Em maio, o SOS Estradas realizou o seminário: “Transporte Rodoviário Socialmente Responsável”, na sede da Procuradoria Geral do Trabalho em Brasília (DF). Rizzotto coordenou o evento e diz que o objetivo foi apurar a responsabilidade de todos. “Quando a caminhoneira colidiu e saiu da pista quase morrendo, a tendência é achar que a culpa é do condutor. Mas precisamos ir na origem dos fatos e verificar as condições de trabalho e do transporte nos donos da carga, que neste caso é um veículo que saiu de uma montadora. Nós sabemos que muitos motoristas profissionais vivem em condições análogas a de escravos. Não quer dizer que seja o caso específico deste episódio da BR-153, mas é preciso que as autoridades investiguem e que o Ministério Público do Trabalho fique atento. Afinal, empresas estrangeiras devem oferecer as mesmas condições de segurança no Brasil que nos seus países de origem. Além da vida dos caminhoneiros, estão em risco a vida de todos que circulam nas rodovias.”

As autoridades também reconhecem a dificuldade de fiscalizar esses veículos, assim como encontrar dados confiáveis sobre sinistros com eles.
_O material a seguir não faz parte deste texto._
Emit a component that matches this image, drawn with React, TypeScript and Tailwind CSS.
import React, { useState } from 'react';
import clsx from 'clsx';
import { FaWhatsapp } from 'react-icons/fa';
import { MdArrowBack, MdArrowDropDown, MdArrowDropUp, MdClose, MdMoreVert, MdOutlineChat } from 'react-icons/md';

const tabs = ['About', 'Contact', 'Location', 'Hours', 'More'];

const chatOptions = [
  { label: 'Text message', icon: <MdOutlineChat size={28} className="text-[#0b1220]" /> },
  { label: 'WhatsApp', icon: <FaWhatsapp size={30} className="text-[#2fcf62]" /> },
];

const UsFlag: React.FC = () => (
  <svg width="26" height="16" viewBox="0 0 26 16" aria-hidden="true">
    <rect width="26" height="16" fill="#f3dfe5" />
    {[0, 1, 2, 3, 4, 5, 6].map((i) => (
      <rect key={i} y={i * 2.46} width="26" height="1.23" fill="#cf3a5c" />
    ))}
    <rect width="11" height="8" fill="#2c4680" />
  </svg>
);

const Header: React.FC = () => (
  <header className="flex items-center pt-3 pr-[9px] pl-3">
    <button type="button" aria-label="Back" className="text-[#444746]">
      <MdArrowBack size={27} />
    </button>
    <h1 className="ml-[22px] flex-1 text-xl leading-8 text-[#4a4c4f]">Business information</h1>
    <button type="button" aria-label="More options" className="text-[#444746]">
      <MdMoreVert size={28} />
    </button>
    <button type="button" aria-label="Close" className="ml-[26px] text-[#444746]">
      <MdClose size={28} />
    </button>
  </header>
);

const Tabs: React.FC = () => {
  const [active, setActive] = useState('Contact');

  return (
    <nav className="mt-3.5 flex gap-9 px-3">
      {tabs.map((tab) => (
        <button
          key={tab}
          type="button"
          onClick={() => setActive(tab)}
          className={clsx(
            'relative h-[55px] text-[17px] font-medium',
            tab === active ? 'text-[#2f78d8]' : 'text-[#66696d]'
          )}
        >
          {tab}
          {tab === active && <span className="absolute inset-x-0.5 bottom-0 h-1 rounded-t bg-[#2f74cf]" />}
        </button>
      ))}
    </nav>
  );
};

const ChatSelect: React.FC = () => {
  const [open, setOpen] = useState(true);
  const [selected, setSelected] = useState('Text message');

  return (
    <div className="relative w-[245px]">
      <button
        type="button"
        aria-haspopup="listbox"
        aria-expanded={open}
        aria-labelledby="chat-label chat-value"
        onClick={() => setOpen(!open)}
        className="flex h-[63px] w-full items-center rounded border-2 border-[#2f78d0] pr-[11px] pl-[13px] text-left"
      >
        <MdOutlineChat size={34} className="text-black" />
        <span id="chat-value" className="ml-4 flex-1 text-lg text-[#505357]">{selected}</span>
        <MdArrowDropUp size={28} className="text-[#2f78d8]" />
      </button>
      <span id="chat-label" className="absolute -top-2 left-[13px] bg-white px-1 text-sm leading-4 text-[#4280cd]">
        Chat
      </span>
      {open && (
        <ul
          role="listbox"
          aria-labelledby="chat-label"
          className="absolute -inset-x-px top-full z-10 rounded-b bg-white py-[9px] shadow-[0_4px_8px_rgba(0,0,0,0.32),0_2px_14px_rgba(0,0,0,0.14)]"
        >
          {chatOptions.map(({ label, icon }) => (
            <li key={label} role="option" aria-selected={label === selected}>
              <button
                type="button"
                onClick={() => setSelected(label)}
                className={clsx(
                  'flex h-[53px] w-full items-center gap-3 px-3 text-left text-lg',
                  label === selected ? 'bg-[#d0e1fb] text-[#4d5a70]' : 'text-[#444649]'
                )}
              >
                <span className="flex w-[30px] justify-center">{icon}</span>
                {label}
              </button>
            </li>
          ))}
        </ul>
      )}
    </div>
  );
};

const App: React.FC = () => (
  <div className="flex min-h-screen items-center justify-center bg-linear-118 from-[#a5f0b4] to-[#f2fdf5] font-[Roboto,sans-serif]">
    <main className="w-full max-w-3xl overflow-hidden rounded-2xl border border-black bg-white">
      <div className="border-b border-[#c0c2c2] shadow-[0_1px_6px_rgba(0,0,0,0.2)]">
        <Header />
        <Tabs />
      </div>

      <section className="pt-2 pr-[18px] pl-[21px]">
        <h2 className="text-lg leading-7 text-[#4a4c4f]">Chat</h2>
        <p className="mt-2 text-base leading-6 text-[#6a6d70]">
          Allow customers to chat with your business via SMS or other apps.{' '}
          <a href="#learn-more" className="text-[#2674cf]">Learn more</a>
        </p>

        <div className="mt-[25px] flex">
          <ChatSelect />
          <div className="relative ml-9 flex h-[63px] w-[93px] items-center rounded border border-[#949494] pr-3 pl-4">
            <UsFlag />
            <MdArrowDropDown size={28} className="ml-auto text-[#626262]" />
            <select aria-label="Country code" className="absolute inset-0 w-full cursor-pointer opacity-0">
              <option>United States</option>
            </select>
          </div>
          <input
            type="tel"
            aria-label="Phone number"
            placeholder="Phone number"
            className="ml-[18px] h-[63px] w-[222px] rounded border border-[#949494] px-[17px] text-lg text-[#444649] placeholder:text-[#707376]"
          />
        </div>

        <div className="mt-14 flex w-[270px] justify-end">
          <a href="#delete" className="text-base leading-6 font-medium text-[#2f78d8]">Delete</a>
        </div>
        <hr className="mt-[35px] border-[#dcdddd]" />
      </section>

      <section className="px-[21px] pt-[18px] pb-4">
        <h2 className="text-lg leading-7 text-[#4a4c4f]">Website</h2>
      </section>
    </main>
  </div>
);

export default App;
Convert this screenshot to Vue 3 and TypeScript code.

Solicitamos esclarecimentos sobre esse tipo de transporte para a Polícia Rodoviária Federal na última quinta-feira que não respondeu até o momento.

Apesar disso, policiais rodoviários federais com quem conversamos em off reconhecem que a fiscalização é prejudicada, principalmente por andarem sem placa.  Um dos PRFs ouvidos disse que: “Essa situação além de implicar em risco de acidentes graves, pelas razões já sabidas, para a fiscalização ela já é um pouco diferenciada.” Mas esse é tema para outra pauta. Afinal, ninguém pode dizer que esses cavalinhos não chamam atenção.  E a resposta da Scania deixa claro que o número de vítimas relatados não é confiável.